What This Means for Indian GTA Fans

For Indian players planning to spend dozens of hours in Vice City, this debate matters more than it initially seems. A longer day-night cycle makes photography, exploration, and ambient world appreciation significantly more rewarding. A shorter cycle keeps mission pacing tight and prevents the game feeling sluggish during time-sensitive activities. Rockstar has not confirmed the cycle length and is almost certain to keep it a mystery until Trailer 3 or launch itself. Either way, with dynamic weather tied to the cycle and NPC routines changing based on time of day, the day-night system in GTA 6 is going to be more consequential than in any previous game.

My Take

I want 90 minutes. GTA 6 has been described as the most visually ambitious open world ever built, and 48 minutes per cycle does not give those visuals enough time to breathe.
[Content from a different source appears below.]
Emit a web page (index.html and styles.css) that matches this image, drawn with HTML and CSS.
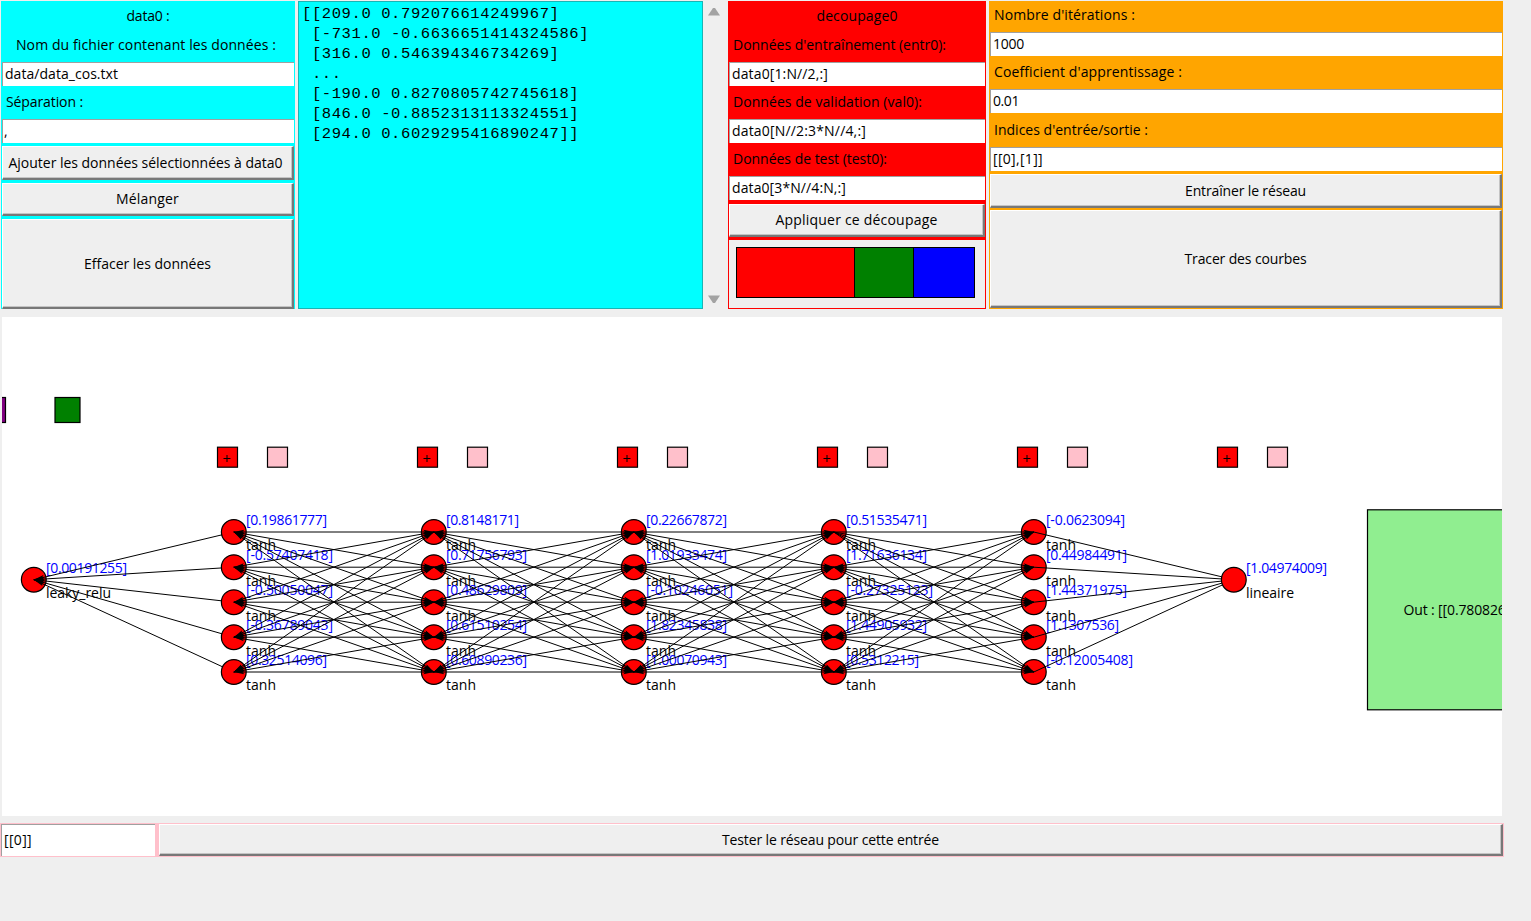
FILE: index.html
```html
<!DOCTYPE html>
<html lang="fr">
<head>
<meta charset="utf-8">
<title>Réseau de neurones</title>
<link rel="stylesheet" href="styles.css">
</head>
<body>
<main class="app">
  <section class="top">
    <div class="panel data">
      <div class="label center"><span data-w="43">data0 :</span></div>
      <div class="label center wide"><span data-w="260">Nom du fichier contenant les données :</span></div>
      <div class="entry"><span data-w="113">data/data_cos.txt</span></div>
      <div class="label"><span data-w="77">Séparation :</span></div>
      <div class="entry comma"><span>,</span></div>
      <div class="button wide"><span data-w="274">Ajouter les données sélectionnées à data0</span></div>
      <div class="button"><span data-w="63">Mélanger</span></div>
      <div class="button"><span data-w="127">Effacer les données</span></div>
    </div>
    <pre class="output">[[209.0 0.792076614249967]
 [-731.0 -0.6636651414324586]
 [316.0 0.546394346734269]
 ...
 [-190.0 0.8270805742745618]
 [846.0 -0.8852313113324551]
 [294.0 0.6029295416890247]]</pre>
    <div class="scroll">
      <svg width="12" height="9" viewBox="0 0 12 9"><path d="M5 0h2l5 7.5H0z" fill="#a3a3a3"/></svg>
      <svg width="12" height="9" viewBox="0 0 12 9"><path d="M0 0.5h12l-5 7.5H5z" fill="#a3a3a3"/></svg>
    </div>
    <div class="panel split">
      <div class="label center"><span data-w="81">decoupage0</span></div>
      <div class="label"><span data-w="213">Données d'entraînement (entr0):</span></div>
      <div class="entry"><span data-w="96">data0[1:N//2,:]</span></div>
      <div class="label"><span data-w="189">Données de validation (val0):</span></div>
      <div class="entry"><span data-w="134">data0[N//2:3*N//4,:]</span></div>
      <div class="label"><span data-w="154">Données de test (test0):</span></div>
      <div class="entry"><span data-w="114">data0[3*N//4:N,:]</span></div>
      <div class="button"><span data-w="162">Appliquer ce découpage</span></div>
      <div class="shares"><i class="train"></i><i class="valid"></i><i class="test"></i></div>
    </div>
    <div class="panel learn">
      <div class="label"><span data-w="141">Nombre d'itérations :</span></div>
      <div class="entry"><span data-w="31">1000</span></div>
      <div class="label"><span data-w="188">Coefficient d'apprentissage :</span></div>
      <div class="entry"><span data-w="26">0.01</span></div>
      <div class="label"><span data-w="154">Indices d'entrée/sortie :</span></div>
      <div class="entry"><span data-w="50">[[0],[1]]</span></div>
      <div class="button"><span data-w="121">Entraîner le réseau</span></div>
      <div class="button"><span data-w="122">Tracer des courbes</span></div>
    </div>
  </section>
  <svg class="network" id="network" width="1500" height="499" viewBox="2 317 1500 499"></svg>
  <section class="tester">
    <div class="entry"><span data-w="28">[[0]]</span></div>
    <div class="button"><span data-w="217">Tester le réseau pour cette entrée</span></div>
  </section>
</main>
<script src="app.js"></script>
</body>
</html>
```
FILE: styles.css
```css
* { box-sizing: border-box; }
body {
  margin: 0;
  background: #efefef;
  color: #000;
  font: 14px/20px "Open Sans", "Noto Sans", sans-serif;
  overflow: hidden;
}
.app { display: flex; flex-direction: column; width: 1504px; }
.top {
  display: grid;
  grid-template-columns: 294px 405px 18px 258px 514px;
  column-gap: 0;
  height: 309px;
  padding-top: 1px;
  padding-left: 1px;
}
.panel { display: grid; align-content: start; padding: 0 1px; min-width: 0; }
.data { background: #00ffff; grid-template-rows: 30px 31px 24px 33px 24px 3px 34px 3px 33px 3px 90px; }
.data .button:nth-child(6) { grid-row: 7; }
.data .button:nth-child(7) { grid-row: 9; }
.data .button:nth-child(8) { grid-row: 11; }
.output {
  margin: 0 0 0 3px;
  width: 405px;
  padding: 2px 3px;
  border: 1px solid #19b5b5;
  background: #00ffff;
  font: 15.5px/20px "Liberation Mono", monospace;
  letter-spacing: 0.6px;
}
.scroll {
  display: flex;
  flex-direction: column;
  justify-content: space-between;
  margin-left: 8px;
  padding: 7px 0 5px;
}
.split { margin-left: 10px; width: 258px; background: #f00; grid-template-rows: 30px 31px 24px 33px 24px 33px 24px 4px 33px 3px 68px; }
.split .button { grid-row: 9; }
.shares { grid-row: 11; display: flex; padding: 7px 0 0 7px; background: #efefef; }
.shares i { height: 51px; border: 1px solid #000; margin-right: -1px; }
.train { width: 119px; background: #f00; }
.valid { width: 60px; background: #008000; }
.test { width: 62px; background: #00f; }
.learn { margin-left: 13px; width: 514px; background: #ffa500; grid-template-rows: 31px 24px 33px 24px 34px 24px 3px 34px 2px 98px; }
.learn .button:nth-child(7) { grid-row: 8; }
.learn .button:nth-child(8) { grid-row: 10; }
.label { display: flex; align-items: center; padding: 0 4px 1px; white-space: nowrap; }
.label:nth-child(2) { padding-bottom: 3px; }
.learn .label:first-child { padding-bottom: 3px; }
.center { justify-content: center; }
.center.wide { padding-right: 8px; }
.entry {
  display: flex;
  align-items: center;
  padding: 0 0 2px 2px;
  background: #fff;
  border-top: 1px solid #a0a0a0;
  border-left: 1px solid #a0a0a0;
  white-space: nowrap;
}
.comma { padding-left: 1px; }
.button {
  display: flex;
  align-items: center;
  justify-content: center;
  background: #efefef;
  border: solid;
  border-width: 1px 2px 2px 1px;
  border-color: #fff #787878 #787878 #fff;
  box-shadow: inset -1px -1px #c4c4c4;
  white-space: nowrap;
}
.button.wide { padding-right: 4px; }
.network { display: block; margin: 8px 0 7px 2px; background: #fff; font-size: 14px; }
.network .edge { stroke: #000; stroke-width: 1; }
.network .value { fill: #00f; }
.network .shape { stroke: #000; stroke-width: 1.2; }
.network .plus { stroke: #000; stroke-width: 1; }
.tester {
  display: grid;
  grid-template-columns: 154px 1344px;
  column-gap: 4px;
  height: 34px;
  padding: 1px 0 1px 1px;
  background: #ffc0cb;
}
```
FILE: app.js
```js
document.querySelectorAll("[data-w]").forEach(function (el) {
  var n = el.textContent.length;
  var gap = (Number(el.dataset.w) - el.getBoundingClientRect().width) / n;
  el.style.letterSpacing = gap.toFixed(3) + "px";
});

var svg = document.getElementById("network");
function add(tag, attrs, text) {
  var el = document.createElementNS("http://www.w3.org/2000/svg", tag);
  for (var k in attrs) el.setAttribute(k, attrs[k]);
  if (text) el.textContent = text;
  svg.appendChild(el);
}
function box(x, y, w, h, fill) {
  add("rect", { x: x, y: y, width: w, height: h, fill: fill, "class": "shape" });
}
function head(x, y, tx, ty) {
  var d = Math.hypot(tx - x, ty - y), ux = (tx - x) / d, uy = (ty - y) / d;
  var p = function (a, b) { return (x + ux * a - uy * b) + "," + (y + uy * a + ux * b); };
  add("polygon", { points: [p(0, 0), p(10.5, 2.2), p(8.5, 0), p(10.5, -2.2)].join(" "), fill: "#000" });
}

var ys = [532, 567.2, 602.2, 637.2, 672];
var layers = [
  { name: "leaky_relu", w: 65, ys: [579.7], values: ["[0.00191255]"] },
  { name: "tanh", w: 30, ys: ys, values: ["[0.19861777]", "[-0.57407418]", "[-0.50050047]", "[-0.36789043]", "[0.32514096]"] },
  { name: "tanh", w: 30, ys: ys, values: ["[0.8148171]", "[0.71756793]", "[0.48629809]", "[0.61510254]", "[0.60890236]"] },
  { name: "tanh", w: 30, ys: ys, values: ["[0.22667872]", "[1.01933474]", "[-0.10246051]", "[1.82345838]", "[1.00070943]"] },
  { name: "tanh", w: 30, ys: ys, values: ["[0.51535471]", "[1.71636134]", "[-0.27325123]", "[1.44905932]", "[0.5312215]"] },
  { name: "tanh", w: 30, ys: ys, values: ["[-0.0623094]", "[0.44984491]", "[1.44371975]", "[1.1307536]", "[-0.12005408]"] },
  { name: "lineaire", w: 48, ys: [579.7], values: ["[1.04974009]"] }
];
var xOf = function (i) { return 33.8 + 200 * i; };
function circles(i) {
  layers[i].ys.forEach(function (y) {
    add("circle", { cx: xOf(i), cy: y, r: 12.4, fill: "#f00", "class": "shape" });
  });
}
function edges(i) {
  layers[i].ys.forEach(function (a, k) {
    layers[i + 1].ys.forEach(function (b) {
      var x1 = xOf(i), x2 = xOf(i + 1);
      add("line", { x1: x1, y1: a, x2: x2, y2: b, "class": "edge" });
      if (i < 5 && !(i === 4 && k === 0)) head(x1, a, x2, b);
      if (i > 0 && i < 5) head(x2, b, x1, a);
    });
  });
}

box(-19.5, 397.5, 25, 25, "#800080");
box(55, 397.5, 25, 25, "#008000");
for (var c = 1; c < 7; c++) {
  var x = 17.5 + 200 * c;
  box(x, 447.2, 20, 20, "#f00");
  box(x + 50, 447.2, 20, 20, "#ffc0cb");
  add("path", { d: "M" + (x + 6) + " 458.5h7m-3.5 -3.5v7", "class": "plus" });
}
layers.forEach(function (layer, i) {
  layer.ys.forEach(function (y, k) {
    var v = layer.values[k];
    var w = 81 + (v.length - 12) * 8 - (v[1] === "-" ? 2 : 0);
    add("text", { x: xOf(i) + 12.2, y: y - 7, textLength: w, "class": "value" }, v);
    add("text", { x: xOf(i) + 12.2, y: y + 18.3, textLength: layer.w }, layer.name);
  });
});
circles(0);
edges(0);
for (var i = 1; i < 6; i++) circles(i);
for (i = 1; i < 6; i++) edges(i);
circles(6);
box(1367.5, 509.8, 200, 200, "#90ee90");
add("text", { x: 1403.5, y: 615, textLength: 127 }, "Out : [[0.78082653]]");
```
Half the community agrees with me. The other half has a point about mission pacing. The ideal solution — which Rockstar has almost certainly already implemented — is a toggleable time speed in settings that lets players choose their preferred cycle length. This would satisfy both camps and costs Rockstar almost nothing to implement. If it's not in the game on launch day, the modding community will add it within a week.